Larry Efird: Pictures of courage

Published 11:53 am Sunday, May 29, 2016

Whenever I teach a novel, I feel as if I am introducing one of my closest friends to my students. We just finished reading Stephen Crane’s “The Red Badge of Courage” in a 10th-grade honors class, and before we began, I told them that although many of them might not like the book, it is one of my favorites. (I like to be honest with my students, but the part I did not tell them was that I know a few English teachers who dislike that book too!)

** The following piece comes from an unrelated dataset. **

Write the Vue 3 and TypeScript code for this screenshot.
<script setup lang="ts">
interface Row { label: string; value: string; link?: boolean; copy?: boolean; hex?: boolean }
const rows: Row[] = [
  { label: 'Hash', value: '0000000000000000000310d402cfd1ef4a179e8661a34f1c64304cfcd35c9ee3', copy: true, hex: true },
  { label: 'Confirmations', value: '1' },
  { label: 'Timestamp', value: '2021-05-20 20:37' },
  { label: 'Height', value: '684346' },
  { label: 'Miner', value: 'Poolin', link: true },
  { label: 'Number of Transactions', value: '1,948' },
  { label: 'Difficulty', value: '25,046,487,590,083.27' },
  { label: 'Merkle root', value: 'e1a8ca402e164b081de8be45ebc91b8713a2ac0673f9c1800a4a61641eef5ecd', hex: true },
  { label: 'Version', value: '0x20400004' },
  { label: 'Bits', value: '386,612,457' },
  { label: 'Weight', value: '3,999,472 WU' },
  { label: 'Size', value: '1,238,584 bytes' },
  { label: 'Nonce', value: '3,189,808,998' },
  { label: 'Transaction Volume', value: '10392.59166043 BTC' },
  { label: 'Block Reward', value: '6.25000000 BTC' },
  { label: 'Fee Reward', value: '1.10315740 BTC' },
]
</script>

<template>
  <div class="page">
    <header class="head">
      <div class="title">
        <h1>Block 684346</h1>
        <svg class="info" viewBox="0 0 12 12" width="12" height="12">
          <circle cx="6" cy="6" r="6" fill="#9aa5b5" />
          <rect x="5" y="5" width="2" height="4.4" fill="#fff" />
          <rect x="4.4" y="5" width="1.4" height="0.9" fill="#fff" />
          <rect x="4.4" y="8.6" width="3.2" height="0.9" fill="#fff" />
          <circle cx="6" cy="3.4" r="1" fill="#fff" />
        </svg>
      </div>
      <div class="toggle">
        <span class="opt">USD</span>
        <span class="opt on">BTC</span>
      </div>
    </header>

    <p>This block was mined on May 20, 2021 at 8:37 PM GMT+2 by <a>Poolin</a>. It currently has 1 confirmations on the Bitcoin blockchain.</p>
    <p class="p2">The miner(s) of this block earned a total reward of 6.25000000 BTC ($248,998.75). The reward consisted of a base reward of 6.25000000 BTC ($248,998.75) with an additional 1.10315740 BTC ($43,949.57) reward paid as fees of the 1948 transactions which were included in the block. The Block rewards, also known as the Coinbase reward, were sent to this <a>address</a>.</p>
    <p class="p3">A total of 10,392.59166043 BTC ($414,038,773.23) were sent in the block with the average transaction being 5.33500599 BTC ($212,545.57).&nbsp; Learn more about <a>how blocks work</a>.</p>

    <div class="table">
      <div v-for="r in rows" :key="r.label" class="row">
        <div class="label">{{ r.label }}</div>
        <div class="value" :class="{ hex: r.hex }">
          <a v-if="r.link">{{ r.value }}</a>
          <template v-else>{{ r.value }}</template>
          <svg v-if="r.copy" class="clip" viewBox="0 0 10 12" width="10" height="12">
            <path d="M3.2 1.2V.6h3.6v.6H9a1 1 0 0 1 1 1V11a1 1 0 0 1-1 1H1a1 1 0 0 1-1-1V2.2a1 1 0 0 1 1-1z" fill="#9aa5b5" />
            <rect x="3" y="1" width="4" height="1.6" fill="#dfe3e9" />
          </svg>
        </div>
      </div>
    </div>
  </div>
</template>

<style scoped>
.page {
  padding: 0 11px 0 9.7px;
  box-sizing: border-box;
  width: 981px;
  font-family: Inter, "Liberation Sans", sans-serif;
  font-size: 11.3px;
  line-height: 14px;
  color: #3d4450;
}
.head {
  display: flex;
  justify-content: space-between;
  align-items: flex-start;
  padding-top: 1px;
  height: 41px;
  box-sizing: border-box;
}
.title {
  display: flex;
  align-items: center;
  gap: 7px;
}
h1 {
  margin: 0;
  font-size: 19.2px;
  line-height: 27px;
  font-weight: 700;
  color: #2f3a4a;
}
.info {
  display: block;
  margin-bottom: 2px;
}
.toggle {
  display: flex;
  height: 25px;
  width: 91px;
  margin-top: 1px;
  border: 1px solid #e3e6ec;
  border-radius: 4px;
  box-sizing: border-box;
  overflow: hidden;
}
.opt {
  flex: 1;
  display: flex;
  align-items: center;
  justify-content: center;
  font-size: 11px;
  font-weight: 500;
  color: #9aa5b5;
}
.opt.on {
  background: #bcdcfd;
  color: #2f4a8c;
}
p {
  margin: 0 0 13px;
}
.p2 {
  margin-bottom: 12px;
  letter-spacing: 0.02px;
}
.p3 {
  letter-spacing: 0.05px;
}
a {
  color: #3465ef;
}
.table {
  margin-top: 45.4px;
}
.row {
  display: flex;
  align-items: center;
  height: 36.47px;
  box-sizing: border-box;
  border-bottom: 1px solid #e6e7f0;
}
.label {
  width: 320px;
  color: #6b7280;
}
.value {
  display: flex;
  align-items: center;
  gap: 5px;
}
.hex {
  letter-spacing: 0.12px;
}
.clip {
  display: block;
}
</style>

Why do I love “The Red Badge of Courage”? Perhaps it’s for the archaic, yet eloquent, prose. Or maybe it’s because I’ve always had a love for anything related to the Civil War, and that having lived in Vicksburg, Mississippi, for six years, where the ghosts of the Civil War and the Mississippi River are still very much alive, captured my literary heart.

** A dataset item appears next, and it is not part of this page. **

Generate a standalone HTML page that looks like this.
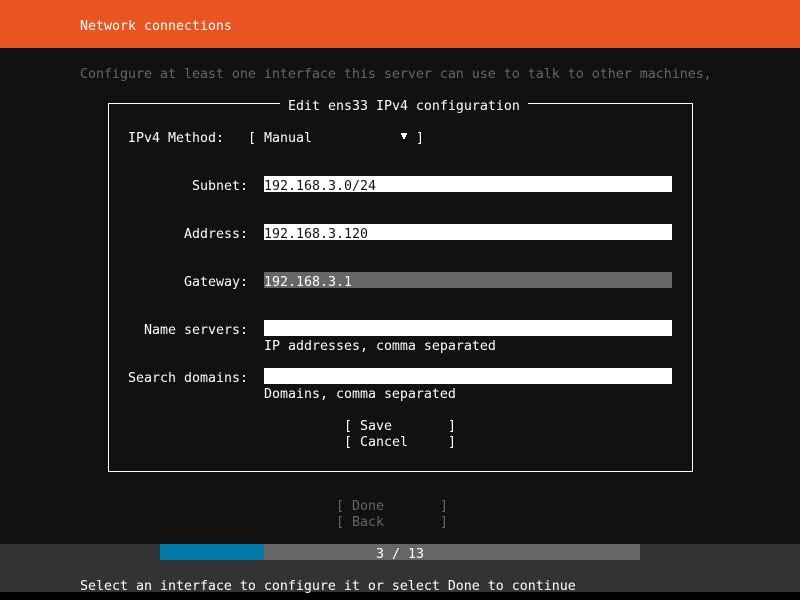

I tell my students that if they can find one memorable quote to take away from any book they’ve read, then reading the book was worth it. I also try to define for them what a literary classic is, as opposed to a work of high interest or something trendy that teenagers like to read. I’m one of those old school folks who think that high school kids should still be able to read masterpieces such as “A Tale of Two Cities,” “Silas Marner” and “Pilgrim’s Progress.”

One such quote in Stephen Crane’s “Red Badge of Courage” comes at the end. The main character, Henry Fleming, also known as “the youth,” deals with his fears of being wounded or killed while serving in the Union Army throughout the entire book. Many of his insecurities parallel what teenagers go through on a daily basis as they face fears about grades, their college plans, and whether or not they will have a successful life. Though they don’t have to worry about living through the Civil War, they do have “Civil Wars” in their own lives.

In a single class, I learned that one student had seen both of his parents dead, in separate incidents, before he finished ninth grade. Another student has “waited” for her mother to come home for years, but knows that won’t ever happen because her mother is addicted to drugs, having abandoned her long ago.

Yet another confessed to me the reason she did not have her homework assignment completed was because her father had been hauled off to jail (again) in the middle of the night. She also told me that her mother wouldn’t get out of prison for four more years. And that’s only counting the situations I know about. I suspect there are others.

I don’t usually tear up in public, but I found myself wiping my eyes as she gave me her excuse. I then realized her homework wasn’t nearly as important as her life and her current situation. I told her how much I admired her courage and how she didn’t need to settle for a life like her parents’. I also told her how important her education would become as she completed high school in a couple of years, and not to give up, that all of her teachers would do anything we could to see that she makes it.

She almost smiled, and told me that her older sister would graduate this year, becoming the first person in her family ever to graduate from high school.

I’ve often thought about how much courage teachers need in our profession, but that was a poignant reminder of how much courage some high school kids need to face their own daily battles. That’s one reason I want my students to read truths such as the following, penned by the literary masters:

He felt a quiet manhood, nonassertive but of sturdy and strong blood. He knew that he would no more quail before his guides wherever they should point. He had been to touch the great death, and found that, after all, it was but the great death.

Henry Fleming, a teenage boy turned Civil War soldier, faced his greatest fear — death — and survived. I know many students who are also survivors. Their stories give me courage.

Larry Efird teaches at A.L. Brown High School in Kannapolis.